Task to complete.
Quote the data below in full, minus the images.

Provided material.
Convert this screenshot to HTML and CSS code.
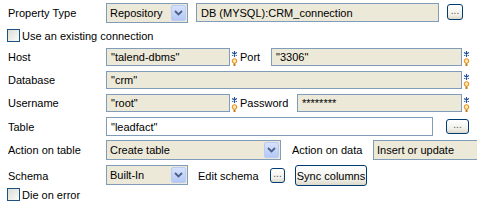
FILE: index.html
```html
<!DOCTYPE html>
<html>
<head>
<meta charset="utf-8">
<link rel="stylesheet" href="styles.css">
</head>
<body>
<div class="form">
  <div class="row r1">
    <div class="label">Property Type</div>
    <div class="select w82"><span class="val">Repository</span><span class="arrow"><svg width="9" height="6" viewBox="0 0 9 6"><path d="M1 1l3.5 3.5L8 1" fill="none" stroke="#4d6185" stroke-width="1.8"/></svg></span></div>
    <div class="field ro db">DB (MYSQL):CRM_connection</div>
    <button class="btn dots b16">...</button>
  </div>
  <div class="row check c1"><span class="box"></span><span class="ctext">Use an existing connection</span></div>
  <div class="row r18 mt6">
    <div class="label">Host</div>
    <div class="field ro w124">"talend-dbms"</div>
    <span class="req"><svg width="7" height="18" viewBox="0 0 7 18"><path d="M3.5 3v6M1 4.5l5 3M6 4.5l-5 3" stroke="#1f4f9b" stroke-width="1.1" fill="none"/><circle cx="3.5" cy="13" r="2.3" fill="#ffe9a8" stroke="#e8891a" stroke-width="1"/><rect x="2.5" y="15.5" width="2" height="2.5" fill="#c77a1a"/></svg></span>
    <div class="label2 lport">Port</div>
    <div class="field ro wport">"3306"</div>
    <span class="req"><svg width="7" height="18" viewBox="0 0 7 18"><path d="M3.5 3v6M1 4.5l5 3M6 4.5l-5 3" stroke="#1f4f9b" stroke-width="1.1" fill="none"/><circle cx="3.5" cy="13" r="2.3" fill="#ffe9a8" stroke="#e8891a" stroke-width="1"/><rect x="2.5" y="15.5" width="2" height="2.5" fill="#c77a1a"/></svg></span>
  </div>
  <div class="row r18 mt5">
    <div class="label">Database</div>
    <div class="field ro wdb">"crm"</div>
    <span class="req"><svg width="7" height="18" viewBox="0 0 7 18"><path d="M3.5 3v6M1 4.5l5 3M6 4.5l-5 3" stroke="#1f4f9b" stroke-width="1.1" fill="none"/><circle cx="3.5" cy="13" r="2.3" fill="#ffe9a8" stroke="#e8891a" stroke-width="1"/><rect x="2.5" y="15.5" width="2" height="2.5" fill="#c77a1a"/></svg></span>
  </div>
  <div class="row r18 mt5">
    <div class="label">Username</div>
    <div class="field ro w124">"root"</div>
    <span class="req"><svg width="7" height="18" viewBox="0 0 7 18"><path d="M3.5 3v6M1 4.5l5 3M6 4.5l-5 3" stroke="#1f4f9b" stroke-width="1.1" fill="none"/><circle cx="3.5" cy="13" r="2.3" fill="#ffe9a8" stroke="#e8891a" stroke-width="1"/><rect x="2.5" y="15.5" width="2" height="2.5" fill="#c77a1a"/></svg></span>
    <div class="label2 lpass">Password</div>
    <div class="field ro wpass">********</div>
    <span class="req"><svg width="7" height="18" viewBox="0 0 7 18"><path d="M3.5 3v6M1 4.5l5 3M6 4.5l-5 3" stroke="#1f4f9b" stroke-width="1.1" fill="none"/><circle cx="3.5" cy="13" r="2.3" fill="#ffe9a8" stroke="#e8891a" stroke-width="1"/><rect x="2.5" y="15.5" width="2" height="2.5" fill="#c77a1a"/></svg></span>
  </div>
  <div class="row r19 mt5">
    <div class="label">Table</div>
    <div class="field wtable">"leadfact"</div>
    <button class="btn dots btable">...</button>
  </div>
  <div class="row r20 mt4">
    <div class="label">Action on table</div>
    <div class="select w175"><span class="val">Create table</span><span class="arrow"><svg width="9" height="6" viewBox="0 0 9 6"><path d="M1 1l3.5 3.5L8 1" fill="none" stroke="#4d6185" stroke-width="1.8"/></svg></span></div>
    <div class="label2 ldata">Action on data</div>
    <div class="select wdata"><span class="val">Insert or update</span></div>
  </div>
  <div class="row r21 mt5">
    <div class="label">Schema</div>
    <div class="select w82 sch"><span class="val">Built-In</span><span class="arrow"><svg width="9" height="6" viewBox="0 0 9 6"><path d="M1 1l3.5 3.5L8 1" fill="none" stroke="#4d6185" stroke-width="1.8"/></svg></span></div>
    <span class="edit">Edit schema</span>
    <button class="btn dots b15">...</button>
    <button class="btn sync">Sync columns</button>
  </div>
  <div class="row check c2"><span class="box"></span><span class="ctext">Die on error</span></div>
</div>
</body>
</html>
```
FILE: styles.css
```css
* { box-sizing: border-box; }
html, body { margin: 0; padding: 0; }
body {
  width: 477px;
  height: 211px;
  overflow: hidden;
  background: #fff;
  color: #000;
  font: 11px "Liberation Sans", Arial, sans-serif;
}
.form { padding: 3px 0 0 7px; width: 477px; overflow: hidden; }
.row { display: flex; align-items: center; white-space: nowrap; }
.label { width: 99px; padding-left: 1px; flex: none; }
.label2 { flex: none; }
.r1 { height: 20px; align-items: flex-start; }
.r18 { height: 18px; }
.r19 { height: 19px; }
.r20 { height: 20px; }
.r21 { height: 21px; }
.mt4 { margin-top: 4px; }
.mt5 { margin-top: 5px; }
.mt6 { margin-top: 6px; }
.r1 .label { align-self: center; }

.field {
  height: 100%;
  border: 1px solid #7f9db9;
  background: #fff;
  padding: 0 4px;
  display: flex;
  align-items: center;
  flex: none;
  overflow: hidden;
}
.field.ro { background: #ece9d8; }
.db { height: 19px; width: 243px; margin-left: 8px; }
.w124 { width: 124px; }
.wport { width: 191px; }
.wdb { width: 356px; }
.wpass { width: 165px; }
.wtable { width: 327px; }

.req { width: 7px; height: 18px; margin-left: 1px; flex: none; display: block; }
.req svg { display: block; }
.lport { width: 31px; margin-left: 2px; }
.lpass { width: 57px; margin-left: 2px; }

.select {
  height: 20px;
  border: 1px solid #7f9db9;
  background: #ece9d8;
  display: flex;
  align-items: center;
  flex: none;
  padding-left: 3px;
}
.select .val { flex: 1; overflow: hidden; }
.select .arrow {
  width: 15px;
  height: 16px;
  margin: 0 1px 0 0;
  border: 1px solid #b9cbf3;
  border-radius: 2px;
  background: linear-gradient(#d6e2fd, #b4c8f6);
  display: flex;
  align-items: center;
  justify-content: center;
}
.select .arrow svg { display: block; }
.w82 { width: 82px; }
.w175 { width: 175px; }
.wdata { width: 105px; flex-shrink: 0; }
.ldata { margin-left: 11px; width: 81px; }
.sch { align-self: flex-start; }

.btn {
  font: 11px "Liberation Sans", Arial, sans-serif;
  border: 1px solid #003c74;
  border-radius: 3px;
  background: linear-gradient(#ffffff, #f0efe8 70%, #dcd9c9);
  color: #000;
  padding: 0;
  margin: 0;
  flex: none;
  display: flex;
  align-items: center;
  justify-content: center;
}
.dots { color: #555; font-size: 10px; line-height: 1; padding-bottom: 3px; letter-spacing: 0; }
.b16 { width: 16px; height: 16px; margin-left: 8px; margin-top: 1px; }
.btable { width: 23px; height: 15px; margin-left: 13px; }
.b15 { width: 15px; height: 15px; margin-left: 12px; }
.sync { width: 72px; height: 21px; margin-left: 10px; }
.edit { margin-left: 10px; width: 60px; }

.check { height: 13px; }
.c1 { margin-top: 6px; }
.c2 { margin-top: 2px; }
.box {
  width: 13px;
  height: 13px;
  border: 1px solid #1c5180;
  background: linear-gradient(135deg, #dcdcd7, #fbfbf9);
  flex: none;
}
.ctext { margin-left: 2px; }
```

Solution to this exercise.
Convert this screenshot to HTML and CSS code.
FILE: index.html
```html
<!DOCTYPE html>
<html>
<head>
<meta charset="utf-8">
<link rel="stylesheet" href="styles.css">
</head>
<body>
<div class="form">
  <div class="row r1">
    <div class="label">Property Type</div>
    <div class="select w82"><span class="val">Repository</span><span class="arrow"><svg width="9" height="6" viewBox="0 0 9 6"><path d="M1 1l3.5 3.5L8 1" fill="none" stroke="#4d6185" stroke-width="1.8"/></svg></span></div>
    <div class="field ro db">DB (MYSQL):CRM_connection</div>
    <button class="btn dots b16">...</button>
  </div>
  <div class="row check c1"><span class="box"></span><span class="ctext">Use an existing connection</span></div>
  <div class="row r18 mt6">
    <div class="label">Host</div>
    <div class="field ro w124">"talend-dbms"</div>
    <span class="req"><svg width="7" height="18" viewBox="0 0 7 18"><path d="M3.5 3v6M1 4.5l5 3M6 4.5l-5 3" stroke="#1f4f9b" stroke-width="1.1" fill="none"/><circle cx="3.5" cy="13" r="2.3" fill="#ffe9a8" stroke="#e8891a" stroke-width="1"/><rect x="2.5" y="15.5" width="2" height="2.5" fill="#c77a1a"/></svg></span>
    <div class="label2 lport">Port</div>
    <div class="field ro wport">"3306"</div>
    <span class="req"><svg width="7" height="18" viewBox="0 0 7 18"><path d="M3.5 3v6M1 4.5l5 3M6 4.5l-5 3" stroke="#1f4f9b" stroke-width="1.1" fill="none"/><circle cx="3.5" cy="13" r="2.3" fill="#ffe9a8" stroke="#e8891a" stroke-width="1"/><rect x="2.5" y="15.5" width="2" height="2.5" fill="#c77a1a"/></svg></span>
  </div>
  <div class="row r18 mt5">
    <div class="label">Database</div>
    <div class="field ro wdb">"crm"</div>
    <span class="req"><svg width="7" height="18" viewBox="0 0 7 18"><path d="M3.5 3v6M1 4.5l5 3M6 4.5l-5 3" stroke="#1f4f9b" stroke-width="1.1" fill="none"/><circle cx="3.5" cy="13" r="2.3" fill="#ffe9a8" stroke="#e8891a" stroke-width="1"/><rect x="2.5" y="15.5" width="2" height="2.5" fill="#c77a1a"/></svg></span>
  </div>
  <div class="row r18 mt5">
    <div class="label">Username</div>
    <div class="field ro w124">"root"</div>
    <span class="req"><svg width="7" height="18" viewBox="0 0 7 18"><path d="M3.5 3v6M1 4.5l5 3M6 4.5l-5 3" stroke="#1f4f9b" stroke-width="1.1" fill="none"/><circle cx="3.5" cy="13" r="2.3" fill="#ffe9a8" stroke="#e8891a" stroke-width="1"/><rect x="2.5" y="15.5" width="2" height="2.5" fill="#c77a1a"/></svg></span>
    <div class="label2 lpass">Password</div>
    <div class="field ro wpass">********</div>
    <span class="req"><svg width="7" height="18" viewBox="0 0 7 18"><path d="M3.5 3v6M1 4.5l5 3M6 4.5l-5 3" stroke="#1f4f9b" stroke-width="1.1" fill="none"/><circle cx="3.5" cy="13" r="2.3" fill="#ffe9a8" stroke="#e8891a" stroke-width="1"/><rect x="2.5" y="15.5" width="2" height="2.5" fill="#c77a1a"/></svg></span>
  </div>
  <div class="row r19 mt5">
    <div class="label">Table</div>
    <div class="field wtable">"leadfact"</div>
    <button class="btn dots btable">...</button>
  </div>
  <div class="row r20 mt4">
    <div class="label">Action on table</div>
    <div class="select w175"><span class="val">Create table</span><span class="arrow"><svg width="9" height="6" viewBox="0 0 9 6"><path d="M1 1l3.5 3.5L8 1" fill="none" stroke="#4d6185" stroke-width="1.8"/></svg></span></div>
    <div class="label2 ldata">Action on data</div>
    <div class="select wdata"><span class="val">Insert or update</span></div>
  </div>
  <div class="row r21 mt5">
    <div class="label">Schema</div>
    <div class="select w82 sch"><span class="val">Built-In</span><span class="arrow"><svg width="9" height="6" viewBox="0 0 9 6"><path d="M1 1l3.5 3.5L8 1" fill="none" stroke="#4d6185" stroke-width="1.8"/></svg></span></div>
    <span class="edit">Edit schema</span>
    <button class="btn dots b15">...</button>
    <button class="btn sync">Sync columns</button>
  </div>
  <div class="row check c2"><span class="box"></span><span class="ctext">Die on error</span></div>
</div>
</body>
</html>
```
FILE: styles.css
```css
* { box-sizing: border-box; }
html, body { margin: 0; padding: 0; }
body {
  width: 477px;
  height: 211px;
  overflow: hidden;
  background: #fff;
  color: #000;
  font: 11px "Liberation Sans", Arial, sans-serif;
}
.form { padding: 3px 0 0 7px; width: 477px; overflow: hidden; }
.row { display: flex; align-items: center; white-space: nowrap; }
.label { width: 99px; padding-left: 1px; flex: none; }
.label2 { flex: none; }
.r1 { height: 20px; align-items: flex-start; }
.r18 { height: 18px; }
.r19 { height: 19px; }
.r20 { height: 20px; }
.r21 { height: 21px; }
.mt4 { margin-top: 4px; }
.mt5 { margin-top: 5px; }
.mt6 { margin-top: 6px; }
.r1 .label { align-self: center; }

.field {
  height: 100%;
  border: 1px solid #7f9db9;
  background: #fff;
  padding: 0 4px;
  display: flex;
  align-items: center;
  flex: none;
  overflow: hidden;
}
.field.ro { background: #ece9d8; }
.db { height: 19px; width: 243px; margin-left: 8px; }
.w124 { width: 124px; }
.wport { width: 191px; }
.wdb { width: 356px; }
.wpass { width: 165px; }
.wtable { width: 327px; }

.req { width: 7px; height: 18px; margin-left: 1px; flex: none; display: block; }
.req svg { display: block; }
.lport { width: 31px; margin-left: 2px; }
.lpass { width: 57px; margin-left: 2px; }

.select {
  height: 20px;
  border: 1px solid #7f9db9;
  background: #ece9d8;
  display: flex;
  align-items: center;
  flex: none;
  padding-left: 3px;
}
.select .val { flex: 1; overflow: hidden; }
.select .arrow {
  width: 15px;
  height: 16px;
  margin: 0 1px 0 0;
  border: 1px solid #b9cbf3;
  border-radius: 2px;
  background: linear-gradient(#d6e2fd, #b4c8f6);
  display: flex;
  align-items: center;
  justify-content: center;
}
.select .arrow svg { display: block; }
.w82 { width: 82px; }
.w175 { width: 175px; }
.wdata { width: 105px; flex-shrink: 0; }
.ldata { margin-left: 11px; width: 81px; }
.sch { align-self: flex-start; }

.btn {
  font: 11px "Liberation Sans", Arial, sans-serif;
  border: 1px solid #003c74;
  border-radius: 3px;
  background: linear-gradient(#ffffff, #f0efe8 70%, #dcd9c9);
  color: #000;
  padding: 0;
  margin: 0;
  flex: none;
  display: flex;
  align-items: center;
  justify-content: center;
}
.dots { color: #555; font-size: 10px; line-height: 1; padding-bottom: 3px; letter-spacing: 0; }
.b16 { width: 16px; height: 16px; margin-left: 8px; margin-top: 1px; }
.btable { width: 23px; height: 15px; margin-left: 13px; }
.b15 { width: 15px; height: 15px; margin-left: 12px; }
.sync { width: 72px; height: 21px; margin-left: 10px; }
.edit { margin-left: 10px; width: 60px; }

.check { height: 13px; }
.c1 { margin-top: 6px; }
.c2 { margin-top: 2px; }
.box {
  width: 13px;
  height: 13px;
  border: 1px solid #1c5180;
  background: linear-gradient(135deg, #dcdcd7, #fbfbf9);
  flex: none;
}
.ctext { margin-left: 2px; }
```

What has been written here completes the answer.